На «средах» все художники весь вечер рисовали акварель: Левитан – пейзаж, француз баталист Дик де Лонлей – боевую сценку, Клод – карикатуру, Шестеркин – натюрморт, Богатов, Ягужинский и т. д. – всякий свое. На рисунке проставлялась цена, которую получал художник за свою акварель, – от рубля до пяти. Картины эти выставлялись тут же в зале «для обозрения публики», а перед ужином устраивалась лотерея, по гривеннику за билет. Кто брал один билет, а иной богатенький гость и десяток, и два – каждому было лестно выиграть за гривенник Левитана!

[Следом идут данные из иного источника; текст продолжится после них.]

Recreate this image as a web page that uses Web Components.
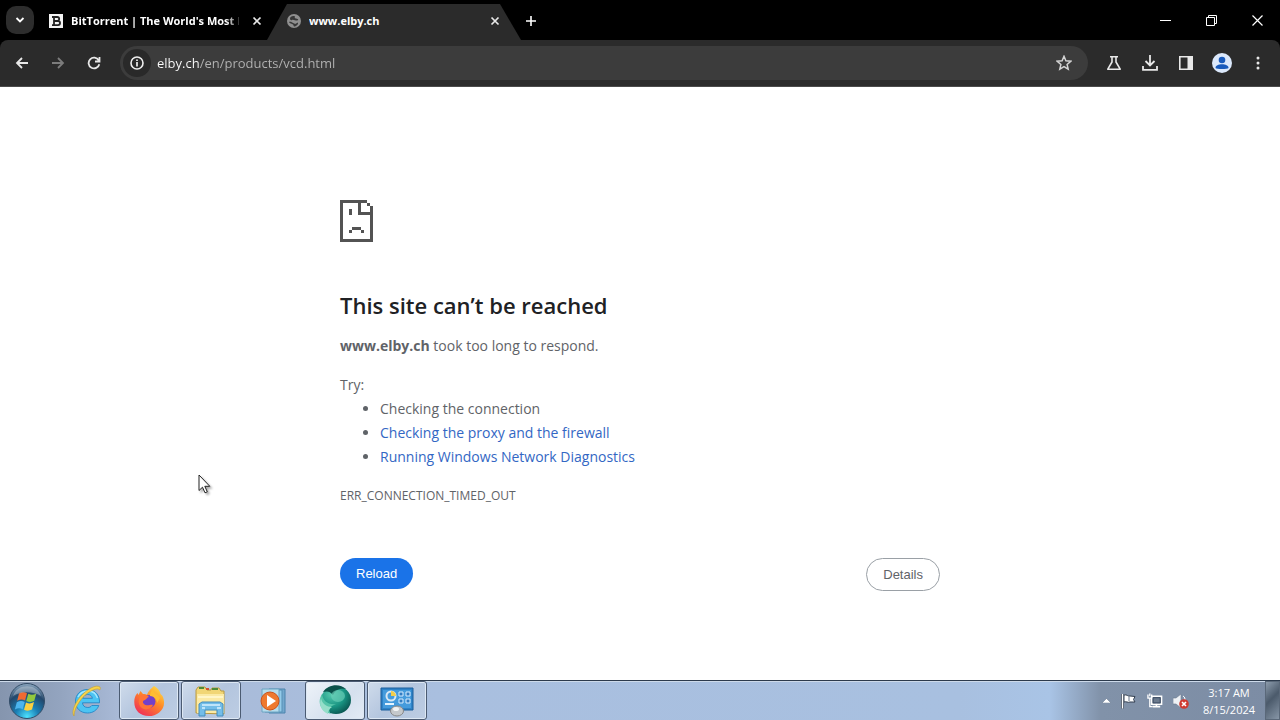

Оставшиеся картины продавались в магазинах Дациаро и Аванцо. Из вырученной от лотереи суммы тут же уплачивалась стоимость картины художникам, а остатки шли на незатейливый ужин. Кроме того, на столах лежали папки с акварелями, их охотно раскупали гости. И каждый посетитель «сред» сознавал, что он пьет-ест не даром.
На «субботах» и «средах» бывала почти одна и та же публика. На «субботах» пили и ели под звуки бубна, а на «средах» пили из «кубка Большого орла» под звуки гимна «среды», состоявшего из одной строчки – «Недурно пущено», на музыку «Та-ра-ра-бум-бия».
И вот на одну из «сред» в 1886 году явился в разгар дружеской беседы К. С. Шиловский и сказал В. Е. Шмаровину:
– Орел и бубен должны быть вместе, пусть будут они у тебя на «средах».
«Субботы» кончились – и остались «среды».
Почетный «кубок Большого орла» на бубне Шиловского подносился Шмаровиным каждому вновь принятому в члены «среды» и выпивался под пение гимна «Недурно пущено» и грохот бубна…
Это был обряд «посвящения» в члены кружка. Так же подносился «Орел» почетным гостям или любому из участников «сред», отличившемуся красивой речью, удачным экспромтом, хорошо сделанным рисунком или карикатурой. Весело зажили «среды». Собирались, рисовали, пили и пели до утра.
В артистическом мире около этого времени образовалось «Общество искусства и литературы», многие из членов которого были членами «среды».
В 1888 году «Общество искусства и литературы» устроило в Благородном собрании блестящий бал. Точные исторические костюмы, декорация, обстановка, художественный грим – все было сделано исключительно членами «среды».
И. Левитан, Голоушев, Богатов, Ягужинский и многие другие работали не покладая рук. Бал удался – «среда» окрепла.